GOAL.
From the listing below, pick out each line with the word "components".

━━━━━━━━

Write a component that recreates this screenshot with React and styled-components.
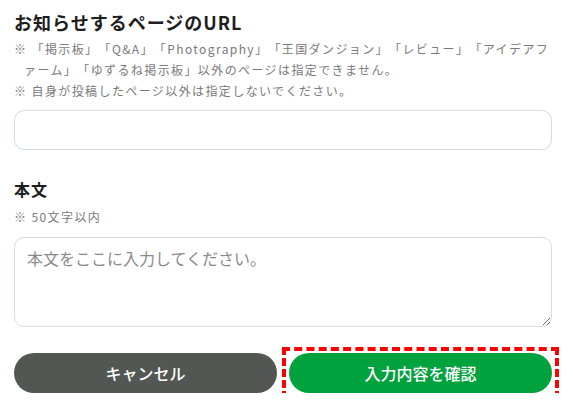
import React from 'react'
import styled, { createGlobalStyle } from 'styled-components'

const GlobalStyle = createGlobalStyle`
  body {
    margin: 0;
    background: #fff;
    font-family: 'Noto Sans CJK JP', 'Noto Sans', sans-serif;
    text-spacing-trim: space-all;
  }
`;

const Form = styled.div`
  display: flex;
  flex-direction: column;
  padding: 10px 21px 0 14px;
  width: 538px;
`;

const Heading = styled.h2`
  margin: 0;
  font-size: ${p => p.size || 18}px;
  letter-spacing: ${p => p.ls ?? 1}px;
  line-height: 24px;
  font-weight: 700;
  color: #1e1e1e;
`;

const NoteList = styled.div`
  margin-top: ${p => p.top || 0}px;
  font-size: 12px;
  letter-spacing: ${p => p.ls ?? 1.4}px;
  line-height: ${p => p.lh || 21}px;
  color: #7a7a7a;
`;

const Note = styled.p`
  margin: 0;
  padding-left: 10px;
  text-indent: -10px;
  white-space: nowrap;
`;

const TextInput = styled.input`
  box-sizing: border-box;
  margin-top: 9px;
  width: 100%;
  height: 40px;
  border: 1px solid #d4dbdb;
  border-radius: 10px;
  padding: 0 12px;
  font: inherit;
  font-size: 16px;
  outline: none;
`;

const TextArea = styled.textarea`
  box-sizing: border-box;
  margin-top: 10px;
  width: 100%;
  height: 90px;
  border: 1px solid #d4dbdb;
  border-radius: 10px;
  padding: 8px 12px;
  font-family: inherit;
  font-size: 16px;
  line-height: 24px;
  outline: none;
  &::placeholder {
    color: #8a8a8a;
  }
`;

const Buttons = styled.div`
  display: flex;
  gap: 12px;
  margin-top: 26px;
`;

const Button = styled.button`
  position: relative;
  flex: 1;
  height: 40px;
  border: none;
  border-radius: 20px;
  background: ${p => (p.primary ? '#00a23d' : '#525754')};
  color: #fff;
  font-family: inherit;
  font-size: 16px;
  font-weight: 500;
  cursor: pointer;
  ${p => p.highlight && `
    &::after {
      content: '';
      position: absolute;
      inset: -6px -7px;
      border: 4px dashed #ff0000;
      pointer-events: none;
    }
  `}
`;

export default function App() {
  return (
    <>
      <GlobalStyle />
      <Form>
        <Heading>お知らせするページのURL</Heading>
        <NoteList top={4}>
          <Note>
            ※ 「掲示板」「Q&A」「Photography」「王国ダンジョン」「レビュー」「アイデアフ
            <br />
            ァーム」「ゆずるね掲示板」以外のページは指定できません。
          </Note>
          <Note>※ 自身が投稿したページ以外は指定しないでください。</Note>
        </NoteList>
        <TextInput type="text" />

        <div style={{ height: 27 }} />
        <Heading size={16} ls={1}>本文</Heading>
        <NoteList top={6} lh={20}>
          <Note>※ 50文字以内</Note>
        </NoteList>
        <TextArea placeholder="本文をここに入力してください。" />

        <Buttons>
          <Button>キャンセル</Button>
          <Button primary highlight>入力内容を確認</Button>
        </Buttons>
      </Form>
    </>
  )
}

━━━━━━━━

ANSWER FOR THIS EXERCISE.
Write a component that recreates this screenshot with React and styled-components.
import styled, { createGlobalStyle } from 'styled-components'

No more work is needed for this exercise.